VW im Sack-und-Asche-Modus

Konzern entschuldigt sich für Abgas-Manipulationen in den USA / Aufsichtsrat fordert personelle Konsequenzen

  • Eva Glauber
  • Lesedauer: 3 Min.
Der Abgas-Skandal hat VW so ins Schlingern gebracht, dass Vorstandchef Martin Winterkorn vom Fahrersitz geschleudert werden könnte.

Die Formulierung in der VW-Medienmitteilung klingt sarkastisch: »Volkswagen duldet keinerlei Gesetzesverstöße.« Wenige Zeilen davor gibt der Wolfsburger Konzern zu, dass bei Dieselmotoren von weltweit rund elf Millionen Fahrzeugen »eine auffällige Abweichung zwischen Prüfstandswerten und realem Fahrbetrieb« festgestellt worden sei. Die beanstandete Software beeinflusse »weder Fahrverhalten, Verbrauch noch Emissionen« - als ob es die bewusste Täuschung von Behörden und Kunden gar nicht gegeben hätte.

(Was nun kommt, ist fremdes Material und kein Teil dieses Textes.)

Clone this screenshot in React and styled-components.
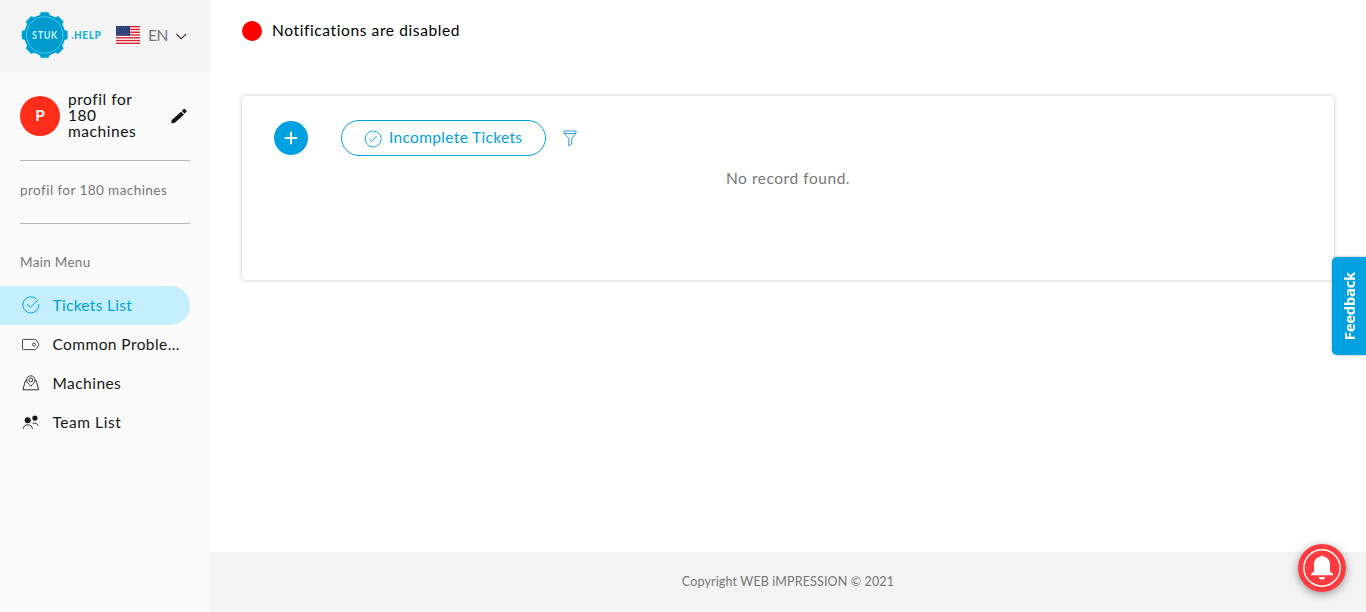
import React from "react";
import styled, { createGlobalStyle } from "styled-components";

const Global = createGlobalStyle`
  * { box-sizing: border-box; }
  body { margin: 0; background: #fff; font-family: Lato, "Liberation Sans", sans-serif; color: #111; overflow: hidden; }
  button { font: inherit; border: 0; padding: 0; background: none; }
  svg { display: block; flex: none; }
`;

const Text = styled.span`
  display: block;
  font-size: ${(p) => p.$size || 15.5}px;
  line-height: 20px;
  padding-bottom: ${(p) => p.$lift ?? 2}px;
  letter-spacing: ${(p) => p.$track || 0}px;
  color: ${(p) => p.$color || "#111"};
  white-space: nowrap;
`;

const Page = styled.div`
  display: flex;
  height: 612px;
`;

const Sidebar = styled.aside`
  width: 210px;
  flex: none;
  background: #fafafa;
`;

const Brand = styled.header`
  height: 72px;
  background: #f4f4f4;
  display: flex;
  align-items: center;
  padding: 0 0 2px 20px;
`;

const Language = styled.button`
  display: flex;
  align-items: center;
  margin-left: 12px;
  gap: 8px;
`;

const Profile = styled.section`
  margin: 0 20px;
  height: 89px;
  display: flex;
  align-items: center;
  border-bottom: 1px solid #b9b9b9;
`;

const Avatar = styled.div`
  width: 40px;
  height: 40px;
  flex: none;
  border-radius: 50%;
  background: #ff2d1a;
  color: #fff;
  font-weight: 700;
  font-size: 15.5px;
  line-height: 38px;
  text-align: center;
`;

const ProfileName = styled.div`
  width: 103px;
  flex: none;
  margin-left: 8px;
  padding: 0 25px 2px 0;
  font-size: 15.5px;
  line-height: 16px;
  letter-spacing: 0.55px;
`;

const Account = styled.section`
  margin: 0 20px;
  height: 63px;
  padding-top: 19px;
  border-bottom: 1px solid #b9b9b9;
`;

const MenuTitle = styled.div`
  padding: 28px 20px 13px;
  height: 62px;
`;

const MenuItem = styled.a`
  display: flex;
  align-items: center;
  width: 190px;
  height: 39px;
  padding-left: 22px;
  gap: 12.5px;
  border-radius: 0 20px 20px 0;
  background: ${(p) => (p.$active ? "#c5efff" : "transparent")};

  svg {
    margin-bottom: 1px;
  }
`;

const Main = styled.main`
  flex: 1;
  display: flex;
  flex-direction: column;
`;

const Status = styled.div`
  display: flex;
  align-items: center;
  gap: 10px;
  height: 41px;
  padding: 21px 32px 0;
`;

const Dot = styled.i`
  width: 20px;
  height: 20px;
  border-radius: 50%;
  background: #f00;
`;

const Card = styled.section`
  margin: 55px 32px 0;
  height: 184px;
  padding: 24px 32px;
  border-radius: 4px;
  box-shadow: 0 0 4px rgba(0, 0, 0, 0.23);
`;

const Toolbar = styled.div`
  display: flex;
  align-items: center;
  height: 36px;
`;

const AddButton = styled.button`
  width: 34px;
  height: 34px;
  border-radius: 50%;
  background: #00a1e0;
  display: grid;
  place-items: center;
`;

const FilterPill = styled.button`
  display: flex;
  align-items: center;
  width: 205px;
  height: 36px;
  margin: 0 17px 0 33px;
  padding-left: 22px;
  gap: 7px;
  border: 1px solid #00a1e0;
  border-radius: 18px;

  svg {
    margin-top: 2px;
  }
`;

const Empty = styled.div`
  text-align: center;
  padding-top: 12px;
`;

const Footer = styled.footer`
  margin-top: auto;
  height: 60px;
  display: flex;
  justify-content: center;
  align-items: center;
  background: #f3f3f3;
`;

const Feedback = styled.button`
  position: fixed;
  right: 0;
  top: 257px;
  width: 34px;
  height: 98px;
  border-radius: 5px 0 0 5px;
  background: #00a1e0;
  box-shadow: 0 0 3px rgba(0, 0, 0, 0.35);
  display: grid;
  place-items: center;
`;

const FeedbackLabel = styled.span`
  writing-mode: vertical-rl;
  transform: rotate(180deg);
  font: 700 15px/20px "Open Sans", sans-serif;
  letter-spacing: -0.35px;
  margin-right: 1px;
  color: #fff;
`;

const Bell = styled.button`
  position: fixed;
  right: 20px;
  bottom: 20px;
  width: 48px;
  height: 48px;
  border-radius: 50%;
  background: #ff3b40;
  box-shadow: 0 2px 8px rgba(0, 0, 0, 0.4);
`;

const Logo = () => (
  <svg width="84" height="48" viewBox="0 0 84 48">
    <g fill="#009bce" stroke="#20c3dc" strokeWidth="0.7">
      {[0, 45, 90, 135].map((a) => (
        <path key={a} transform={`rotate(${a} 24.7 24)`} d="M19.5 5 21 1.3h7.4L29.9 5v38l-1.5 3.7H21L19.5 43z" />
      ))}
    </g>
    <circle cx="24.7" cy="24" r="20.5" fill="#009bce" />
    <circle cx="24.7" cy="24" r="18.3" fill="none" stroke="#43d0e8" strokeWidth="0.9" />
    <text x="12" y="27.8" fill="#c9f3fa" fontFamily="Lato" fontWeight="700" fontSize="10.5" letterSpacing="0.8" textLength="26" lengthAdjust="spacingAndGlyphs">STUK</text>
    <text x="51.2" y="27.8" fill="#10b3d3" fontFamily="Lato" fontWeight="900" fontSize="10.5" letterSpacing="0.6" textLength="30" lengthAdjust="spacingAndGlyphs">.HELP</text>
  </svg>
);

const Flag = () => (
  <svg width="24" height="18" viewBox="0 0 24 18">
    <path fill="#fff" d="M0 0h24v18H0z" />
    {[0, 1, 2, 3, 4, 5, 6].map((i) => (
      <rect key={i} y={i * 2.77} width="24" height="1.38" fill="#d8202f" />
    ))}
    <path fill="#263b70" d="M0 0h14v9.7H0z" />
    <g stroke="#8d9abb" strokeWidth="0.6" strokeDasharray="0.8 1.6">
      <path d="M1 1.5h12M2 3.3h11M1 5.1h12M2 6.900h11M1 8.500h12" />
    </g>
  </svg>
);

const Chevron = () => (
  <svg width="12" height="10" viewBox="0 0 12 10" fill="none" stroke="#4a3030" strokeWidth="1.1">
    <path d="m.3 4 4.900 4.700L10.100 4" />
  </svg>
);

const Pencil = () => (
  <svg width="16" height="16" viewBox="0 0 16 16" fill="#171717">
    <path d="M.5 15.500v-3.200L10 3.700l3 2.900-9.100 8.200zM10.900 2.900 12.700 1q.6-.5 1.200 0l1.500 1.500q.6.6 0 1.200l-1.700 2.100z" />
  </svg>
);

const TaskCheck = () => (
  <svg width="18" height="18" viewBox="0 0 18 18" fill="none" stroke="#00a1e0" strokeWidth="1">
    <path d="M14.400 3.100A8 8 0 1 0 16.800 8M5 8.200l3.300 3L16 4" />
  </svg>
);

const CircleCheck = () => (
  <svg width="18" height="18" viewBox="0 0 18 18" fill="none" stroke="#00a1e0" strokeWidth="0.9">
    <circle cx="9.200" cy="9" r="8" />
    <path d="m5.400 9.300 2.400 2.300 4.800-5.600" />
  </svg>
);

const Tag = () => (
  <svg width="18" height="18" viewBox="0 0 18 18" fill="none" stroke="#333" strokeWidth="0.9">
    <path d="M1.500 4.400h11q1.200 0 2 1l1.800 2.700q.8 1.300 0 2.600l-1.800 2.900q-.8 1-2 1h-11q-1 0-1-1v-8.200q0-1 1-1z" />
    <circle cx="12" cy="9.500" r="1.500" />
  </svg>
);

const MapPin = () => (
  <svg width="18" height="18" viewBox="0 0 18 18" fill="none" stroke="#333" strokeWidth="1">
    <path d="M4.700 6.600H3.400L.9 15.800h15.700L14.200 6.600h-1.300M8.800 12.300C7.200 10.100 4.600 8.500 4.600 6a4.200 4.200 0 0 1 8.400 0c0 2.500-2.600 4.100-4.200 6.300z" />
    <circle cx="8.800" cy="5.900" r="1.900" />
  </svg>
);

const People = () => (
  <svg width="18" height="18" viewBox="0 0 18 18" fill="#171717">
    <circle cx="5.700" cy="7.200" r="3" />
    <circle cx="12.900" cy="5.100" r="2.600" />
    <path d="M1.200 15.800c.2-2.500 2-4 4.600-4s4.300 1.500 4.600 4M10.600 10.400c2.500-.9 4.800.2 5.500 2.300" fill="none" stroke="#333" />
  </svg>
);

const Funnel = () => (
  <svg width="14" height="18" viewBox="0 0 14 18" fill="none" stroke="#1690d0" strokeWidth="0.9">
    <path d="M1 2h12v2.200L8.800 9.500v5.100l-3 2.300V9.500L1 4.200zM1.200 4.500h11.600" />
  </svg>
);

const BellIcon = () => (
  <svg width="48" height="48" viewBox="0 0 48 48" fill="#fff">
    <circle cx="24" cy="24" r="18.200" fill="none" stroke="#fff" strokeWidth="1.400" />
    <path d="M22.500 12.600a1.600 1.600 0 0 1 3 0c4 .8 6.500 3.800 6.500 7.800v7l3 2.700v1.200H13v-1.200l3-2.700v-7c0-4 2.500-7 6.500-7.800zM20.800 33h6.400q-.6 2.800-3.200 2.800T20.800 33z" />
  </svg>
);

const items = [
  { label: "Tickets List", icon: TaskCheck, active: true, track: 0.3 },
  { label: "Common Proble...", icon: Tag, track: 0.42 },
  { label: "Machines", icon: MapPin, track: 0.45 },
  { label: "Team List", icon: People, track: 0.55 },
];

export default function App() {
  return (
    <>
      <Global />
      <Page>
        <Sidebar>
          <Brand>
            <Logo />
            <Language>
              <Flag />
              <Text $size={15.5} $track={-0.4} $lift={0} $color="#777">EN</Text>
              <Chevron />
            </Language>
          </Brand>
          <Profile>
            <Avatar>P</Avatar>
            <ProfileName>profil for 180 machines</ProfileName>
            <Pencil />
          </Profile>
          <Account>
            <Text $size={13.5} $track={0.44} $color="#777">profil for 180 machines</Text>
          </Account>
          <MenuTitle>
            <Text $size={13.5} $track={0.3} $color="#777">Main Menu</Text>
          </MenuTitle>
          <nav>
            {items.map(({ label, icon: Icon, active, track }) => (
              <MenuItem key={label} $active={active}>
                <Icon />
                <Text $track={track} $color={active ? "#00a1e0" : "#171717"}>{label}</Text>
              </MenuItem>
            ))}
          </nav>
        </Sidebar>
        <Main>
          <Status>
            <Dot />
            <Text $track={0.61} $color="#000">Notifications are disabled</Text>
          </Status>
          <Card>
            <Toolbar>
              <AddButton>
                <svg width="14" height="14" viewBox="0 0 14 14" stroke="#fff" strokeWidth="2">
                  <path d="M7 .7v12.600M.7 7h12.600" />
                </svg>
              </AddButton>
              <FilterPill>
                <CircleCheck />
                <Text $track={0.33} $color="#00a1e0">Incomplete Tickets</Text>
              </FilterPill>
              <Funnel />
            </Toolbar>
            <Empty>
              <Text $track={0.54} $color="#777">No record found.</Text>
            </Empty>
          </Card>
          <Footer>
            <Text $size={12.5} $track={0.14} $lift={0} $color="#777">Copyright WEB iMPRESSION © 2021</Text>
          </Footer>
        </Main>
      </Page>
      <Feedback>
        <FeedbackLabel>Feedback</FeedbackLabel>
      </Feedback>
      <Bell aria-label="Notifications">
        <BellIcon />
      </Bell>
    </>
  );
}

6,5 Milliarden Euro legt der Konzern für Strafen und Schadensbewältigung beiseite. Börsenanalytiker bezweifeln aber, dass dies ausreicht. Rund um den Globus werden Untersuchungen angekündigt. Frankreichs Finanzminister Michel Sapin forderte im Radiosender »Europe 1« eine Untersuchung auf EU- Ebene, in die auch die französischen Autohersteller eingebunden sein sollten.

Richtig teuer werden könnte die Affäre in den USA, wo neben Strafen auch Sammelklagen düpierter Kunden anstehen. Fast eine halbe Million Fahrzeuge mit der Täuschungssoftware sind allein hier verkauft worden. Aus der lange geplanten Vorstellung des neuen Passat in New York wurde eine Sack- und-Asche-Veranstaltung: »Wir haben Mist gebaut«, entschuldigte sich Amerika-Chef Michael Horn. In Deutschland erklärte Vorstandschef Martin Winterkorn in einer Videobotschaft: »Es tut mir unendlich leid, dass wir dieses Vertrauen enttäuscht haben. Ich entschuldige mich in aller Form bei unseren Kunden, bei den Behörden und der gesamten Öffentlichkeit für das Fehlverhalten.«

Die exportabhängige deutsche Wirtschaft muss sich angesichts der Rolle der Automobilindustrie und ihres Aushängeschilds Volkswagen um ihre Reputation sorgen. Wirtschaftsforscher befürchten, nicht nur das Image könnte leiden, sondern auch Arbeitsplätze bei Autobauern und ihren Zulieferern könnten gefährdet sein. Hinzu kommt, dass eine andere prominente Firma, der weltgrößte Autozulieferer Bosch, die Technik zur Abgasnachbehandlung geliefert hatte. »Die Verantwortung für Applikation und Integration der Komponenten« hat laut den Schwaben aber bei VW gelegen. Einen kleinen Vorgeschmack auf den Erdrutsch, der bevorstehen könnte, lieferte wie immer die Börse: Der Wert des VW-Konzerns sank in nur zwei Tagen um 27 Milliarden Euro.

Dass die Bombe in den Vereinigten Staaten platzte, ist vielleicht kein Zufall. VW-Vorstandschef Martin Winterkorn hatte von seinem einstigen Mentor Ferdinand Piëch nicht nur den schwer dirigierbaren Mammut-Konzern mit seinen zwölf Marken übernommen, sondern auch das Ziel, Toyota als größten Autobauer der Welt zu überflügeln. Gerade auf dem global bedeutendsten Automarkt in Nordamerika hakte es jedoch, und entsprechend Druck wird Winterkorn gemacht haben. Jetzt steht seine Zukunft in den Sternen. Ohne Winterkorn zu nennen, hat Aufsichtsratsmitglied Olaf Lies bereits gefordert, es müsse »am Ende auch personelle Konsequenzen geben«. Er vertritt als SPD-Wirtschaftsminister sein Bundesland als Miteigentümer im Kontrollgremium.

Dieses will sich am Freitag mit den Vorwürfen befassen. Bislang wollte der Aufsichtsrat auf seiner Sitzung über einen von Winterkorn geplanten Konzernumbau diskutieren und die vorzeitige Verlängerung dessen Vertrags beschließen. Doch Winterkorns Karten haben sich in den letzten Tagen massiv verschlechtert. Der einzige, der sich die Hände reiben dürfte, ist Ex-Patriarch Piëch: Er verlor im Juni einen Machtkampf mit Winterkorn und warf als Aufsichtsratschef die Brocken hin.